Even in the age of digital mapping, many organizations and mapping agencies still produce and rely on printed maps for sharing geographic information. At version 10.1, Esri Production Mapping supports print production workflows using the new Production PDF exporter.
Let’s begin exploring some of the features in the new Production PDF exporter by using a topographic map designed for print.
Overprinting allows two distinct colors that overlap to mix when printed. Typically, overprinting improves the quality of printed maps as it allows small mis-registration of the printing plates to go undetected as adjacent colors blend and mix. Overprinting of black text is very common for this reason.
The map below was exported using the standard ArcMap PDF exporting capabilities and has no overprinting assigned. With the black layer turned off there is a knockout effect (the white areas that cut through the map) such as with the “FOREST” text which is designed to be black. Also, notice the cyan colored hydro text and features don’t exhibit the color mixing effect with the underlying brown and green features that is visible when there is overprinting.
This same map was exported using the Production PDF exporter with an overprint on both the black and cyan features. Notice the cyan hydro text and features now blend with the green forest boundary and brown contours. The overprint effect is harder to see with black features (the “FOREST” text in this case). Same as before, to more effectively show overprinting with black features, the black layer has been turned off to illustrate that the underlying features and colors (contour lines and forest boundary) are not being knocked out as in the previous example.
Sometimes when printing a map, greater control is required over the specific colors that are displayed on paper. For example, if a map is to be used under certain reading conditions such as red or blue light, greater consideration must be given to the design of the map and the ink colors used. A small variation may result in the map not functioning for its intended audience.
Process color, also referred to as CMYK, print production uses only four inks (cyan, magenta, yellow, and black). This method of printing is the most common and cost effective as other colors are achieved by mixing the four inks. However, it is limited in creating and consistently reproducing any specialized colors. Spot colors, on the other hand, allow for greater control of ink colors and can be used to supplement process color print production when required.
A typical example is printing brown contours. Because brown is reproduced by mixing all four process inks in almost equal amounts, it can be difficult to get the desired look and feel. The Production PDF exporter allows colors in ArcMap to be remapped to new color values in the resulting PDF, including remapping a process color in ArcMap to a custom spot color.
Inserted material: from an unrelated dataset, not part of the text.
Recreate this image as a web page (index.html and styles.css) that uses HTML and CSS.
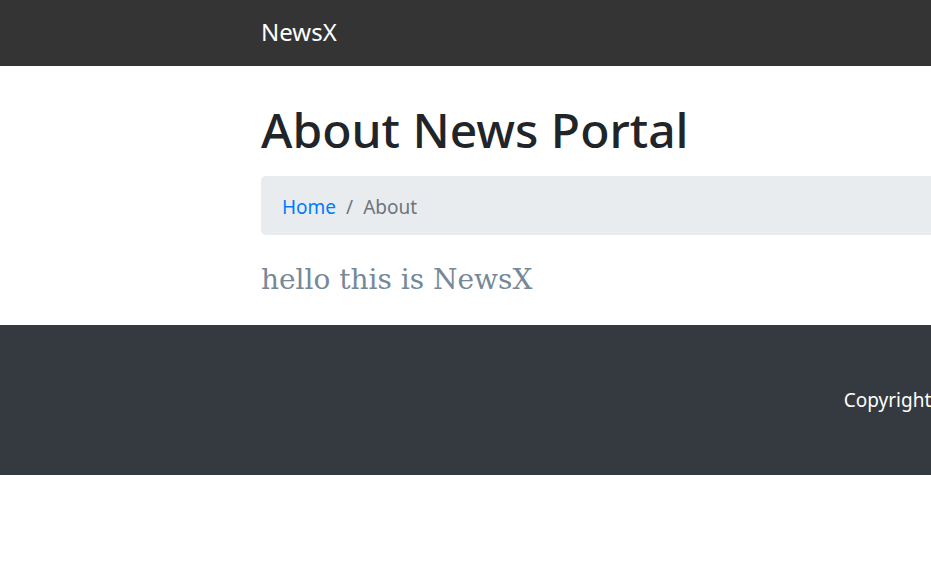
FILE: index.html
```html
<!DOCTYPE html>
<html lang="en">
<head>
<meta charset="utf-8">
<title>About - NewsX</title>
<link rel="stylesheet" href="styles.css">
</head>
<body>
<nav class="navbar">
  <div class="container">
    <a class="brand" href="#">NewsX</a>
  </div>
</nav>
<main class="container main">
  <h1 class="title">About News Portal</h1>
  <ol class="breadcrumb">
    <li class="crumb"><a href="#">Home</a></li>
    <li class="crumb active">About</li>
  </ol>
  <p class="lead-text">hello this is NewsX</p>
</main>
<footer class="footer">
  <div class="container footer-inner">
    <p class="copy">Copyright &copy; NewsX 2020</p>
  </div>
</footer>
</body>
</html>
```

FILE: styles.css
```css
html, body {
  margin: 0;
  padding: 0;
  overflow: hidden;
  background: #fff;
}
body {
  font-family: "Noto Sans", "Open Sans", sans-serif;
  color: #212529;
  width: 1910px;
}
.container {
  width: 1425px;
  margin: 0 0 0 242px;
  padding: 0 19px;
  box-sizing: border-box;
}
.navbar {
  background: #343434;
  height: 66px;
  display: flex;
  align-items: center;
}
.brand {
  color: #fff;
  text-decoration: none;
  font-size: 24px;
  line-height: 30px;
  display: block;
  margin-top: -2px;
}
.main {
  padding-top: 34px;
  padding-bottom: 25px;
}
.title {
  font-size: 48px;
  font-weight: 500;
  line-height: 60px;
  margin: 0 0 16px;
}
.breadcrumb {
  list-style: none;
  margin: 0 0 25px;
  padding: 17px 21px 13px;
  background: #e9ecef;
  border-radius: 5px;
  display: flex;
  font-size: 19px;
  line-height: 29px;
}
.crumb a {
  color: #007bff;
  text-decoration: none;
}
.crumb.active {
  color: #6c757d;
}
.crumb + .crumb::before {
  content: "/";
  color: #6c757d;
  padding: 0 10px;
}
.lead-text {
  font-family: "DejaVu Serif", Georgia, serif;
  color: #778899;
  font-size: 28px;
  line-height: 40px;
  margin: 0;
}
.footer {
  background: #343a40;
  height: 150px;
  display: flex;
  align-items: center;
}
.footer-inner {
  display: flex;
  justify-content: center;
}
.copy {
  color: #fff;
  font-size: 19px;
  margin: 0;
  padding-left: 0;
}
```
The print industry has standardized on the use of PDF files, primarily because of their support of advanced printing techniques . One of these features of is the ability to support “In-RIP separations.” In the past, printers typically had individual files (EPS/PS or TIFF) for each unique ink/separate. With In-RIP separations a single PDF file can store unique separation settings for each ink, including the frequency, angle, and dot shape when mapping a printing plate. The values for these settings can be set and applied using the Production PDF exporter Separation Settings dialog. When a map is exported the values are embedded in the PDF file for the printer to use when making the printing plates.
Production PDF directly supports print production requirements without the use of third party applications, allowing you to simplify and streamline map printing workflows. Here I’ve highlighted a few of the capabilities of this new tool; in a future post I’ll explore conversion workflows for existing SeeSpot command users.